UN Secretary-General Ban Ki-moon [official website] announced [press release] Thursday that he is creating the first high-level panel to address women’s economic empowerment initiatives. The panel’s goal is to create a plan of action for nations and private sector businesses to implement in order to improve women’s rights by achieving economic agency for women all over the globe in accordance with the 2030 Agenda for Sustainable Development [text, PDF]. The panel comes after the UN has found that despite several studies showing the economic importance of women in sustaining a country’s viable economy, women are still at a disadvantage in most countries:
Women spend more than twice as much time on unpaid care and domestic work as men and women on average are paid 24 per cent less than men globally for the same work. Moreover, 75 per cent of women’s employment in developing regions is informal and unprotected. These gaps constrain women’s rights and hinder economic growth and productivity. Significantly scaled up actions and political will are required to ensure that governments, development organizations and others invest in the economic empowerment of women for the benefit of whole societies.
The panel plans to focus on growing opportunities for women in leadership roles, tackling pay gender gaps and creating avenues for employment.

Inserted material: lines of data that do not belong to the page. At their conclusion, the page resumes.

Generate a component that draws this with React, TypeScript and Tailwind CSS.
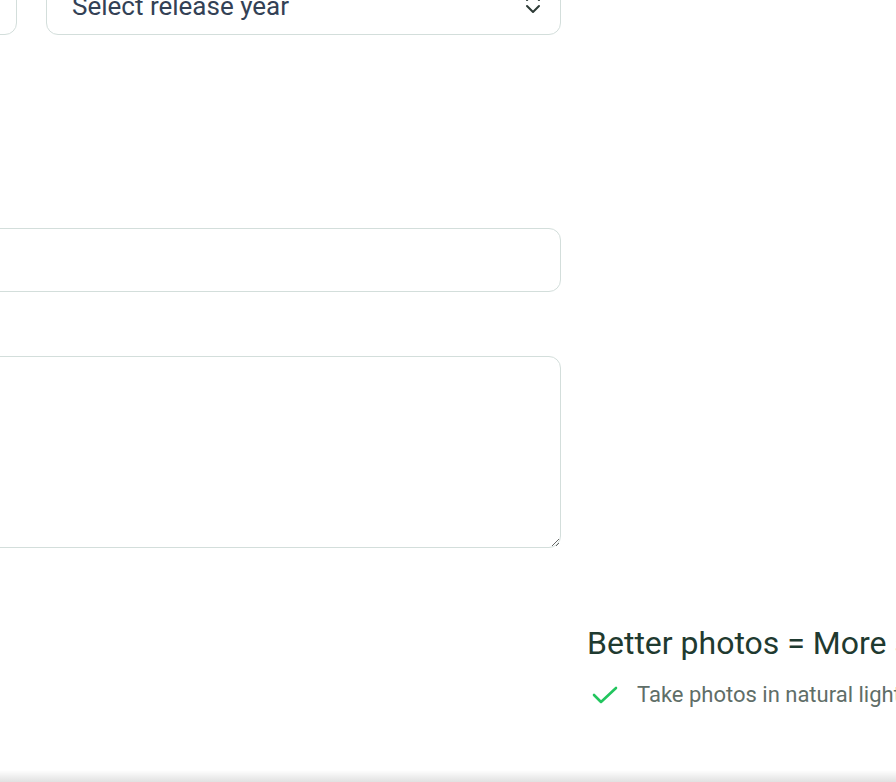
import { useState } from "react";

const fieldBorder = "border border-[#d3dedb] rounded-xl bg-white";

const UpDownIcon = () => (
  <svg
    width="16"
    height="24"
    viewBox="0 0 16 24"
    fill="none"
    stroke="#2d3b36"
    strokeWidth="2"
    strokeLinecap="round"
    strokeLinejoin="round"
    className="absolute right-[20px] top-1/2 -translate-y-1/2 pointer-events-none"
  >
    <path d="M2 9 L8 3 L14 9" />
    <path d="M2 15 L8 21 L14 15" />
  </svg>
);

const CheckIcon = () => (
  <svg
    width="28"
    height="24"
    viewBox="0 0 28 24"
    fill="none"
    stroke="#22c55e"
    strokeWidth="2.6"
    strokeLinecap="round"
    strokeLinejoin="round"
    className="shrink-0"
  >
    <path d="M3 12 L10 19 L25 5" />
  </svg>
);

const tips = ["Take photos in natural light"];

export default function App() {
  const [year, setYear] = useState("");

  return (
    <div className="relative w-[896px] h-[782px] overflow-hidden bg-white font-['Roboto',sans-serif]">
      <div className="flex gap-[26px] -ml-[498px] -mt-[29px]">
        {/* Listing form */}
        <div className="w-[1059px] shrink-0 flex flex-col">
          <div className="grid grid-cols-2 gap-[29px]">
            <div className="relative">
              <select className={`${fieldBorder} appearance-none w-full h-[64px] px-[25px] text-[26px] text-[#334155] outline-none`}>
                <option>Select condition</option>
              </select>
              <UpDownIcon />
            </div>
            <div className="relative">
              <select
                value={year}
                onChange={(e) => setYear(e.target.value)}
                className={`${fieldBorder} appearance-none w-full h-[64px] px-[25px] pt-[6px] text-[26px] text-[#334155] outline-none`}
              >
                <option value="">Select release year</option>
                <option value="2024">2024</option>
                <option value="2023">2023</option>
              </select>
              <UpDownIcon />
            </div>
          </div>

          <input
            type="text"
            className={`${fieldBorder} mt-[193px] w-full h-[64px] px-[25px] text-[22px] outline-none`}
          />

          <textarea
            className={`${fieldBorder} mt-[64px] w-full h-[192px] px-[25px] py-4 text-[22px] outline-none`}
          />
        </div>

        {/* Photo tips */}
        <div className="w-[420px] shrink-0 mt-[651px]">
          <h3 className="text-[32px] leading-[42px] text-[#1f3a30] whitespace-nowrap">
            Better photos = More sales
          </h3>
          <ul className="mt-[14px] flex flex-col gap-3">
            {tips.map((tip) => (
              <li key={tip} className="flex items-center gap-[18px] pl-[4px]">
                <CheckIcon />
                <span className="text-[22px] text-[#5f6e68] whitespace-nowrap">{tip}</span>
              </li>
            ))}
          </ul>
        </div>
      </div>

      {/* shadow from the sticky action bar below */}
      <div className="absolute bottom-0 left-0 right-0 h-[12px] bg-gradient-to-b from-transparent to-black/12" />
    </div>
  );
}
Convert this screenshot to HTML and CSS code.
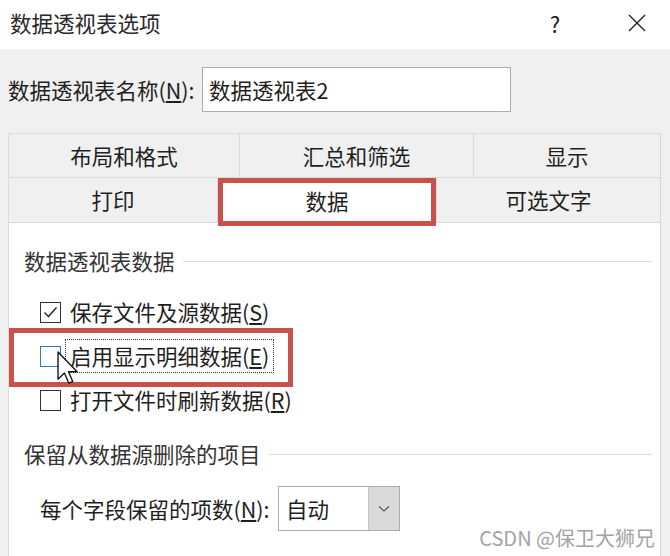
FILE: index.html
```html
<!DOCTYPE html>
<html lang="zh-CN">
<head>
<meta charset="utf-8">
<title>数据透视表选项</title>
<link rel="stylesheet" href="styles.css">
</head>
<body>
<div class="window">
  <header class="titlebar">
    <span class="title">数据透视表选项</span>
    <span class="help">?</span>
    <svg class="close" width="20" height="20" viewBox="0 0 20 20"><path d="M2 2 L18 18 M18 2 L2 18" stroke="#222" stroke-width="1.4" fill="none"/></svg>
  </header>
  <main class="body">
    <div class="name-row">
      <span class="name-label">数据透视表名称(<u>N</u>):</span>
      <div class="text-input">数据透视表2</div>
    </div>
    <div class="tabs">
      <div class="tab-row row1">
        <div class="tab">布局和格式</div>
        <div class="tab">汇总和筛选</div>
        <div class="tab last">显示</div>
      </div>
      <div class="tab-row row2">
        <div class="tab">打印</div>
        <div class="tab selected">数据</div>
        <div class="tab last">可选文字</div>
      </div>
      <section class="panel">
        <div class="group-title"><span>数据透视表数据</span><i class="rule"></i></div>
        <div class="check-list">
          <div class="check-item">
            <span class="box"><svg width="15" height="13" viewBox="0 0 15 13"><path d="M1.5 6.5 L5.5 10.5 L13.5 1.5" stroke="#333" stroke-width="1.6" fill="none"/></svg></span>
            <span class="check-label">保存文件及源数据(<u>S</u>)</span>
          </div>
          <div class="check-item focused">
            <span class="box hover"></span>
            <span class="check-label">启用显示明细数据(<u>E</u>)</span>
            <span class="annot"></span>
            <svg class="cursor" width="22" height="34" viewBox="0 0 13 20"><path d="M0.6 0.6 V16.6 L4.4 13 L7 19 L9.3 18 L6.8 12.2 H11.9 Z" fill="#fff" stroke="#111" stroke-width="0.8" stroke-linejoin="round"/></svg>
          </div>
          <div class="check-item">
            <span class="box"></span>
            <span class="check-label">打开文件时刷新数据(<u>R</u>)</span>
          </div>
        </div>
        <div class="group-title group2"><span>保留从数据源删除的项目</span><i class="rule"></i></div>
        <div class="select-row">
          <span class="select-label">每个字段保留的项数(<u>N</u>):</span>
          <div class="select">
            <span class="select-value">自动</span>
            <span class="select-btn"><svg width="12" height="8" viewBox="0 0 12 8"><path d="M1 1.5 L6 6 L11 1.5" stroke="#555" stroke-width="1.2" fill="none"/></svg></span>
          </div>
        </div>
      </section>
    </div>
  </main>
  <div class="watermark">CSDN @保卫大狮兄</div>
</div>
</body>
</html>
```
FILE: styles.css
```css
html, body {
  margin: 0;
  padding: 0;
}
body {
  width: 670px;
  height: 556px;
  overflow: hidden;
  background: #f0f0f0;
  font-family: "Noto Sans CJK SC", "Noto Sans", sans-serif;
  font-size: 21.5px;
  line-height: 30px;
  color: #1f1f1f;
}
.window {
  position: relative;
  width: 670px;
  height: 556px;
  overflow: hidden;
}
.titlebar {
  height: 49px;
  box-sizing: border-box;
  background: #fff;
  display: flex;
  align-items: center;
  padding: 0 23px 3px 10px;
}
.title {
  flex: 1;
  color: #2a2a2a;
}
.help {
  width: 30px;
  text-align: center;
  font-size: 22px;
  color: #222;
}
.close {
  margin-left: 57px;
  display: block;
}
.name-row {
  display: flex;
  align-items: center;
  padding: 18px 0 21px 8px;
}
.name-label {
  width: 194px;
  white-space: nowrap;
}
.text-input {
  width: 309px;
  height: 45px;
  box-sizing: border-box;
  border: 1px solid #abadb3;
  background: #fff;
  padding-left: 6px;
  display: flex;
  align-items: center;
}
.tabs {
  margin-left: 8px;
  width: 653px;
  box-sizing: border-box;
  border-left: 1px solid #dadde2;
  border-right: 1px solid #d6d6d6;
}
.tab-row {
  display: grid;
  height: 45px;
}
.row1 {
  grid-template-columns: 231px 234px 1fr;
  border-top: 1px solid #dadada;
  border-bottom: 1px solid #dadada;
  box-sizing: border-box;
}
.row2 {
  grid-template-columns: 209px 219px 1fr;
}
.tab {
  display: flex;
  align-items: center;
  justify-content: center;
  border-right: 1px solid #dadada;
  box-sizing: border-box;
  color: #1f1f1f;
}
.tab.last {
  border-right: none;
}
.row2 .tab {
  border-bottom: 1px solid #dadada;
}
.row2 .tab.selected {
  border-bottom: none;
  background: #fff;
  position: relative;
}
.tab.selected::after {
  content: "";
  position: absolute;
  left: 0;
  top: 0;
  right: 0;
  bottom: -3px;
  border: 5px solid #c9514b;
}
.panel {
  background: #fff;
  height: 310px;
  padding: 23px 8px 0 15px;
}
.group-title {
  display: flex;
  align-items: center;
  height: 30px;
  gap: 8px;
  color: #333;
}
.rule {
  flex: 1;
  height: 1px;
  background: #dcdcdc;
}
.check-list {
  margin-top: 14px;
  padding-left: 16px;
}
.check-item {
  position: relative;
  display: flex;
  align-items: center;
  height: 44px;
}
.box {
  width: 21px;
  height: 21px;
  box-sizing: border-box;
  border: 1.5px solid #333;
  background: #fff;
  display: flex;
  align-items: center;
  justify-content: center;
}
.box.hover {
  border-color: #3a78b0;
}
.check-label {
  margin-left: 4px;
  padding: 0 4px;
  line-height: 32px;
  border: 1px dotted transparent;
}
.focused .check-label {
  border-color: #333;
}
.annot {
  position: absolute;
  left: -31px;
  top: -6px;
  width: 284px;
  height: 59px;
  box-sizing: border-box;
  border: 5px solid #c9514b;
}
.cursor {
  position: absolute;
  left: 17px;
  top: 17px;
}
.group2 {
  margin-top: 17px;
}
.select-row {
  margin-top: 17px;
  padding-left: 16px;
  display: flex;
  align-items: center;
  height: 45px;
}
.select-label {
  width: 238px;
  white-space: nowrap;
}
.select {
  width: 122px;
  height: 45px;
  box-sizing: border-box;
  border: 1px solid #abadb3;
  background: #fff;
  display: flex;
}
.select-value {
  flex: 1;
  padding-left: 7px;
  display: flex;
  align-items: center;
}
.select-btn {
  width: 30px;
  background: #dadada;
  border-left: 1px solid #c4c4c4;
  display: flex;
  align-items: center;
  justify-content: center;
}
.watermark {
  position: absolute;
  right: 15px;
  bottom: 7px;
  font-size: 20px;
  line-height: 22px;
  color: #a3a3a3;
}
```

Despite international efforts to educate communities [JURIST op-ed] and protect women’s rights to be free from discrimination, women still face inequality worldwide that is frequently due to a lack of governmental support. In September the UN High Commissioner for Human Rights [official website] stated [press release] that no country has achieved full equality between men and women and urged [JURIST report] the 47 members of the Human Rights Council to make efforts to achieve such equality. JURIST Guest Columnist Makousse Ilboudo recently noted [JURIST op-ed] that hundreds of pregnant immigrant detainees are held in centers with inadequate medical care without access to legal resources. Earlier this month Gambia’s parliament [official website] approved [JURIST report] a bill banning female genital mutilation (FGM) and setting high penalties of imprisonment and fines for offenders.